Avocado Cilantro Sauce

  • 1 avocado (ripe)
  • 1/2 cup fresh cilantro leaves
  • 1/4 cup sour cream or Greek yogurt
  • 1 tablespoon lime juice
  • 1 small garlic clove
  • 1/4 teaspoon salt
  • 12 tablespoons water (to thin sauce if needed)


Instructions

  1. Preheat and Prepare Breading Station: Preheat your oven to 400°F (200°C) and line a baking sheet with parchment paper. Set up three shallow bowls: one with flour mixed with paprika, garlic powder, salt, and pepper; one with the beaten eggs; and one with panko breadcrumbs.
  2. Bread the Shrimp: Dredge each shrimp first in the seasoned flour mixture, then dip into the beaten eggs, and finally coat thoroughly with panko breadcrumbs. Arrange the breaded shrimp on the prepared baking sheet, spacing them evenly.
  3. Bake the Shrimp: Lightly drizzle or spray the shrimp with olive oil, then bake for 10–12 minutes. Flip the shrimp halfway through baking to ensure an even golden, crispy texture.
  4. Roast the Poblano Pepper: While the shrimp bakes, char the poblano pepper over an open flame or under the broiler until the skin is blackened. Place it in a bowl covered with plastic wrap to steam for 10 minutes, then peel off the skin, remove seeds, and slice into thin strips.
  5. Make the Avocado Cilantro Sauce: In a blender or food processor, combine the ripe avocado, fresh cilantro leaves, sour cream or Greek yogurt, lime juice, garlic clove, salt, and 1–2 tablespoons of water. Blend until smooth and creamy, adding water as needed to achieve the desired consistency.
  6. Warm the Tortillas: Heat the tortillas in a skillet over medium heat or microwave them until soft and pliable.
  7. Assemble the Tacos: Layer shredded cabbage or lettuce onto each tortilla, then add strips of roasted poblano pepper, followed by the crispy baked shrimp.
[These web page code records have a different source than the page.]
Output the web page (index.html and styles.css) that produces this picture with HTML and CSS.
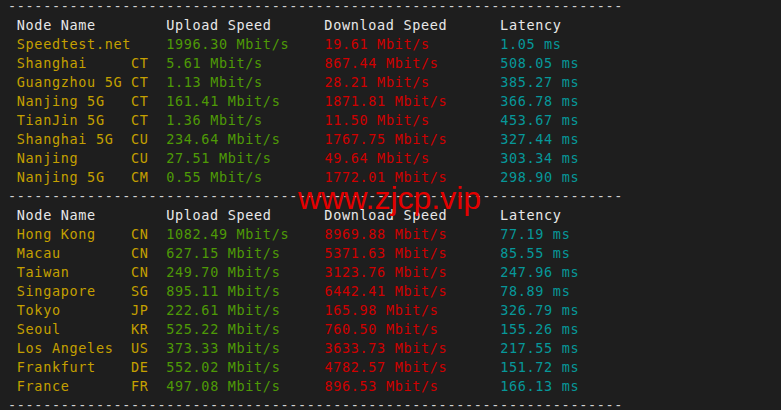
FILE: index.html
```html
<!DOCTYPE html>
<html lang="en">
<head>
  <meta charset="UTF-8">
  <title>Speedtest</title>
  <link rel="stylesheet" href="styles.css">
</head>
<body>
  <div class="term">
<pre class="out"><span class="d">----------------------------------------------------------------------</span>
<span class="h"> Node Name        Upload Speed      Download Speed      Latency</span>
<span class="y"> Speedtest.net    </span><span class="g">1996.30 Mbit/s    </span><span class="r">19.61 Mbit/s        </span><span class="c">1.05 ms</span>
<span class="y"> Shanghai     CT  </span><span class="g">5.61 Mbit/s       </span><span class="r">867.44 Mbit/s       </span><span class="c">508.05 ms</span>
<span class="y"> Guangzhou 5G CT  </span><span class="g">1.13 Mbit/s       </span><span class="r">28.21 Mbit/s        </span><span class="c">385.27 ms</span>
<span class="y"> Nanjing 5G   CT  </span><span class="g">161.41 Mbit/s     </span><span class="r">1871.81 Mbit/s      </span><span class="c">366.78 ms</span>
<span class="y"> TianJin 5G   CT  </span><span class="g">1.36 Mbit/s       </span><span class="r">11.50 Mbit/s        </span><span class="c">453.67 ms</span>
<span class="y"> Shanghai 5G  CU  </span><span class="g">234.64 Mbit/s     </span><span class="r">1767.75 Mbit/s      </span><span class="c">327.44 ms</span>
<span class="y"> Nanjing      CU  </span><span class="g">27.51 Mbit/s      </span><span class="r">49.64 Mbit/s        </span><span class="c">303.34 ms</span>
<span class="y"> Nanjing 5G   CM  </span><span class="g">0.55 Mbit/s       </span><span class="r">1772.01 Mbit/s      </span><span class="c">298.90 ms</span>
<span class="d">----------------------------------------------------------------------</span>
<span class="h"> Node Name        Upload Speed      Download Speed      Latency</span>
<span class="y"> Hong Kong    CN  </span><span class="g">1082.49 Mbit/s    </span><span class="r">8969.88 Mbit/s      </span><span class="c">77.19 ms</span>
<span class="y"> Macau        CN  </span><span class="g">627.15 Mbit/s     </span><span class="r">5371.63 Mbit/s      </span><span class="c">85.55 ms</span>
<span class="y"> Taiwan       CN  </span><span class="g">249.70 Mbit/s     </span><span class="r">3123.76 Mbit/s      </span><span class="c">247.96 ms</span>
<span class="y"> Singapore    SG  </span><span class="g">895.11 Mbit/s     </span><span class="r">6442.41 Mbit/s      </span><span class="c">78.89 ms</span>
<span class="y"> Tokyo        JP  </span><span class="g">222.61 Mbit/s     </span><span class="r">165.98 Mbit/s       </span><span class="c">326.79 ms</span>
<span class="y"> Seoul        KR  </span><span class="g">525.22 Mbit/s     </span><span class="r">760.50 Mbit/s       </span><span class="c">155.26 ms</span>
<span class="y"> Los Angeles  US  </span><span class="g">373.33 Mbit/s     </span><span class="r">3633.73 Mbit/s      </span><span class="c">217.55 ms</span>
<span class="y"> Frankfurt    DE  </span><span class="g">552.02 Mbit/s     </span><span class="r">4782.57 Mbit/s      </span><span class="c">151.72 ms</span>
<span class="y"> France       FR  </span><span class="g">497.08 Mbit/s     </span><span class="r">896.53 Mbit/s       </span><span class="c">166.13 ms</span>
<span class="d">----------------------------------------------------------------------</span></pre>
    <div class="mark">www.zjcp.vip</div>
  </div>
</body>
</html>
```

FILE: styles.css
```css
html, body {
  margin: 0;
  height: 100%;
  background: #1e1e1e;
  overflow: hidden;
}
.term {
  position: relative;
  height: 100%;
  padding-left: 8px;
}
.out {
  margin: -3px 0 0 0;
  font-family: "DejaVu Sans Mono", "Liberation Mono", monospace;
  font-size: 13.5px;
  letter-spacing: 0.66px;
  line-height: 19px;
  color: #cccccc;
}
.d { color: #d0d0d0; }
.h { color: #e8e8e8; }
.y { color: #c4a000; }
.g { color: #4e9a06; }
.r { color: #d00000; }
.c { color: #06989a; }
.mark {
  position: absolute;
  left: 298px;
  top: 185px;
  font-family: "Liberation Sans", Arial, sans-serif;
  font-size: 32px;
  line-height: 1;
  color: #e40000;
}
```
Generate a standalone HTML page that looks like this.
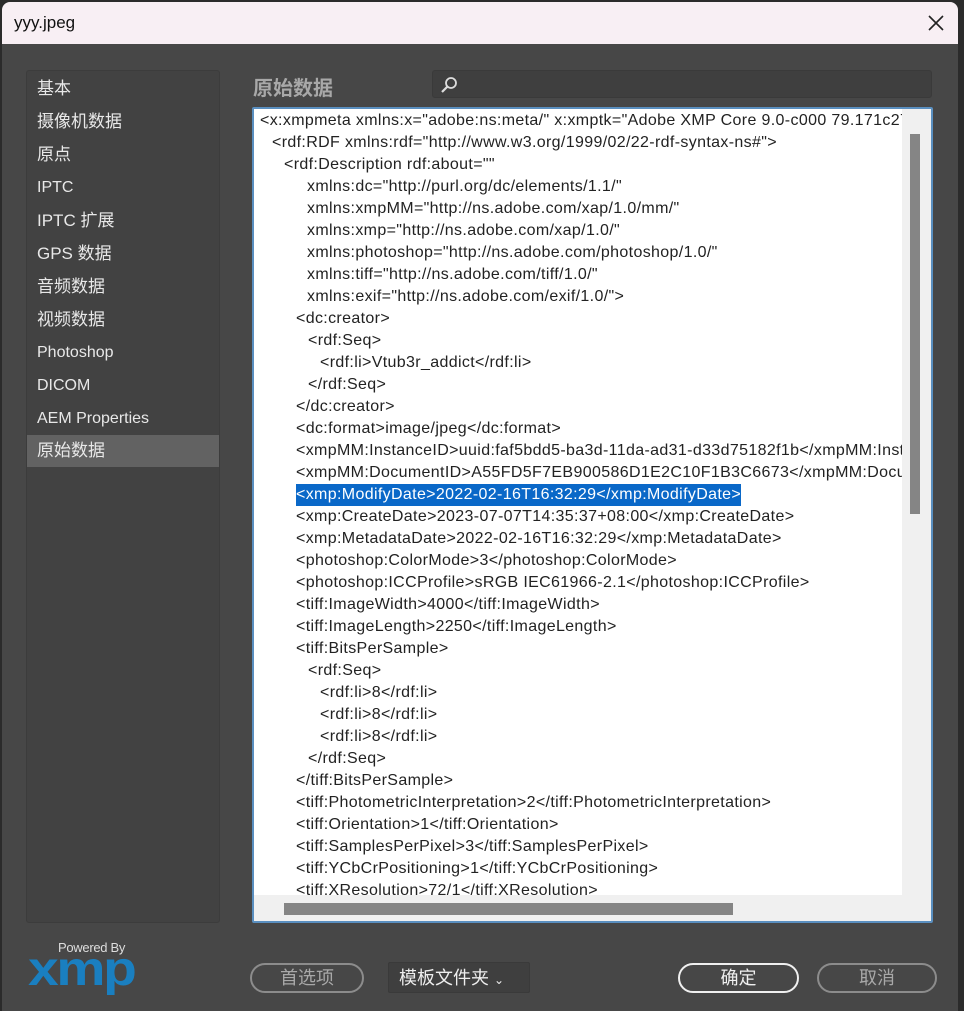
<!DOCTYPE html>
<html><head><meta charset="utf-8"><style>
*{margin:0;padding:0;box-sizing:border-box}
body{width:964px;height:1011px;background:#2b2b2b;font-family:"Liberation Sans","Noto Sans CJK SC",sans-serif;overflow:hidden;position:relative}
.win{position:absolute;left:2px;top:2px;width:956px;height:1009px;background:#474747;border-radius:8px 8px 0 0;overflow:hidden}
.title{position:absolute;left:0;top:0;width:956px;height:42px;background:#f8eff4;}
.title span{position:absolute;left:12px;top:11px;font-size:17px;color:#111}
.close{position:absolute;right:12px;top:11px;width:20px;height:20px}
.side{position:absolute;left:24px;top:68px;width:194px;height:853px;background:#424242;border:1px solid #3c3c3c;border-radius:3px}
.side div{position:absolute;left:0;width:192px;height:32px;line-height:32px;padding-left:10px;color:#e8e8e8;font-size:17px}
.side div.s{font-size:16px}
.side div.sel{background:#626262}
.hd{position:absolute;left:251px;top:70px;font-size:20px;color:#a8a8a8;font-weight:bold}
.search{position:absolute;left:430px;top:68px;width:500px;height:28px;background:#3f3f3f;border:1px solid #3a3a3a;border-radius:3px}
.ta{position:absolute;left:250px;top:105px;width:681px;height:816px;background:#f0f0f0;border:2px solid #5a8fc0;border-radius:2px;overflow:hidden}
.code{position:absolute;left:0;top:0;width:648px;height:786px;background:#fff;overflow:hidden}
.code p{position:absolute;white-space:pre;font-size:16px;letter-spacing:0.35px;color:#222;line-height:22px;height:22px}
.hl{background:#0a68c8;color:#fff!important}
.vs{position:absolute;left:656px;top:25px;width:10px;height:380px;background:#858585}
.hs{position:absolute;left:30px;top:794px;width:449px;height:12px;background:#858585}
.btn{position:absolute;top:961px;height:30px;border:2px solid #8c8c8c;border-radius:15px;color:#a8a8a8;font-size:18px;text-align:center;line-height:26px}
</style></head><body>
<div class="win">
<div class="title"><span>yyy.jpeg</span>
<svg class="close" viewBox="0 0 20 20"><path d="M3 3L17 17M17 3L3 17" stroke="#222" stroke-width="1.6"/></svg></div>
<div class="side">
<div style="top:2px">基本</div>
<div style="top:35px">摄像机数据</div>
<div style="top:68px">原点</div>
<div class="s" style="top:101px">IPTC</div>
<div style="top:134px">IPTC 扩展</div>
<div style="top:167px">GPS 数据</div>
<div style="top:200px">音频数据</div>
<div style="top:233px">视频数据</div>
<div class="s" style="top:266px">Photoshop</div>
<div class="s" style="top:299px">DICOM</div>
<div class="s" style="top:332px">AEM Properties</div>
<div class="sel" style="top:364px">原始数据</div>
</div>
<div class="hd">原始数据</div>
<div class="search"><svg style="position:absolute;left:6px;top:4px" width="20" height="20" viewBox="0 0 20 20"><circle cx="12" cy="8" r="5" fill="none" stroke="#ddd" stroke-width="1.8"/><path d="M8.5 11.5L3 17" stroke="#ddd" stroke-width="2.2"/></svg></div>
<div class="ta"><div class="code">
<p style="left:6px;top:1px">&lt;x:xmpmeta xmlns:x="adobe:ns:meta/" x:xmptk="Adobe XMP Core 9.0-c000 79.171c27f, 2022/08/16-18:02:43"&gt;</p>
<p style="left:18px;top:23px">&lt;rdf:RDF xmlns:rdf="http://www.w3.org/1999/02/22-rdf-syntax-ns#"&gt;</p>
<p style="left:30px;top:45px">&lt;rdf:Description rdf:about=""</p>
<p style="left:53px;top:67px">xmlns:dc="http://purl.org/dc/elements/1.1/"</p>
<p style="left:53px;top:89px">xmlns:xmpMM="http://ns.adobe.com/xap/1.0/mm/"</p>
<p style="left:53px;top:111px">xmlns:xmp="http://ns.adobe.com/xap/1.0/"</p>
<p style="left:53px;top:133px">xmlns:photoshop="http://ns.adobe.com/photoshop/1.0/"</p>
<p style="left:53px;top:155px">xmlns:tiff="http://ns.adobe.com/tiff/1.0/"</p>
<p style="left:53px;top:177px">xmlns:exif="http://ns.adobe.com/exif/1.0/"&gt;</p>
<p style="left:42px;top:199px">&lt;dc:creator&gt;</p>
<p style="left:54px;top:221px">&lt;rdf:Seq&gt;</p>
<p style="left:66px;top:243px">&lt;rdf:li&gt;Vtub3r_addict&lt;/rdf:li&gt;</p>
<p style="left:54px;top:265px">&lt;/rdf:Seq&gt;</p>
<p style="left:42px;top:287px">&lt;/dc:creator&gt;</p>
<p style="left:42px;top:309px">&lt;dc:format&gt;image/jpeg&lt;/dc:format&gt;</p>
<p style="left:42px;top:331px">&lt;xmpMM:InstanceID&gt;uuid:faf5bdd5-ba3d-11da-ad31-d33d75182f1b&lt;/xmpMM:InstanceID&gt;</p>
<p style="left:42px;top:353px">&lt;xmpMM:DocumentID&gt;A55FD5F7EB900586D1E2C10F1B3C6673&lt;/xmpMM:DocumentID&gt;</p>
<p class="hl" style="left:42px;top:375px">&lt;xmp:ModifyDate&gt;2022-02-16T16:32:29&lt;/xmp:ModifyDate&gt;</p>
<p style="left:42px;top:397px">&lt;xmp:CreateDate&gt;2023-07-07T14:35:37+08:00&lt;/xmp:CreateDate&gt;</p>
<p style="left:42px;top:419px">&lt;xmp:MetadataDate&gt;2022-02-16T16:32:29&lt;/xmp:MetadataDate&gt;</p>
<p style="left:42px;top:441px">&lt;photoshop:ColorMode&gt;3&lt;/photoshop:ColorMode&gt;</p>
<p style="left:42px;top:463px">&lt;photoshop:ICCProfile&gt;sRGB IEC61966-2.1&lt;/photoshop:ICCProfile&gt;</p>
<p style="left:42px;top:485px">&lt;tiff:ImageWidth&gt;4000&lt;/tiff:ImageWidth&gt;</p>
<p style="left:42px;top:507px">&lt;tiff:ImageLength&gt;2250&lt;/tiff:ImageLength&gt;</p>
<p style="left:42px;top:529px">&lt;tiff:BitsPerSample&gt;</p>
<p style="left:54px;top:551px">&lt;rdf:Seq&gt;</p>
<p style="left:66px;top:573px">&lt;rdf:li&gt;8&lt;/rdf:li&gt;</p>
<p style="left:66px;top:595px">&lt;rdf:li&gt;8&lt;/rdf:li&gt;</p>
<p style="left:66px;top:617px">&lt;rdf:li&gt;8&lt;/rdf:li&gt;</p>
<p style="left:54px;top:639px">&lt;/rdf:Seq&gt;</p>
<p style="left:42px;top:661px">&lt;/tiff:BitsPerSample&gt;</p>
<p style="left:42px;top:683px">&lt;tiff:PhotometricInterpretation&gt;2&lt;/tiff:PhotometricInterpretation&gt;</p>
<p style="left:42px;top:705px">&lt;tiff:Orientation&gt;1&lt;/tiff:Orientation&gt;</p>
<p style="left:42px;top:727px">&lt;tiff:SamplesPerPixel&gt;3&lt;/tiff:SamplesPerPixel&gt;</p>
<p style="left:42px;top:749px">&lt;tiff:YCbCrPositioning&gt;1&lt;/tiff:YCbCrPositioning&gt;</p>
<p style="left:42px;top:771px">&lt;tiff:XResolution&gt;72/1&lt;/tiff:XResolution&gt;</p>
</div>
<div class="vs"></div><div class="hs"></div>
</div>
<div style="position:absolute;left:56px;top:938px;font-size:13px;color:#ddd;letter-spacing:-0.3px">Powered By</div>
<div style="position:absolute;left:26px;top:940px;font-size:48px;font-weight:bold;color:#1a7fc0;letter-spacing:-2px;transform:scaleX(1.15);transform-origin:left">xmp</div>
<div class="btn" style="left:248px;width:114px">首选项</div>
<div style="position:absolute;left:386px;top:960px;width:142px;height:31px;background:#3f3f3f;border:1px solid #3a3a3a;border-radius:2px;color:#eee;font-size:18px;line-height:30px;padding-left:10px">模板文件夹 <span style="font-size:12px">&#8964;</span></div>
<div class="btn" style="left:676px;width:121px;border-color:#f0f0f0;color:#f0f0f0">确定</div>
<div class="btn" style="left:815px;width:120px">取消</div>
</div>
</body></html>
Drizzle generously with the avocado cilantro sauce.
  8. Serve: Serve the tacos with lime wedges on the side for an extra burst of fresh citrus flavor.

Notes

  • You can air-fry the shrimp at 400°F for 8–10 minutes instead of baking for a quicker, equally crispy option.
  • For an extra kick of spice, add finely chopped jalapeño to the avocado cilantro sauce or sprinkle tacos with chili flakes.
  • Use Greek yogurt instead of sour cream to lighten the sauce while maintaining creaminess.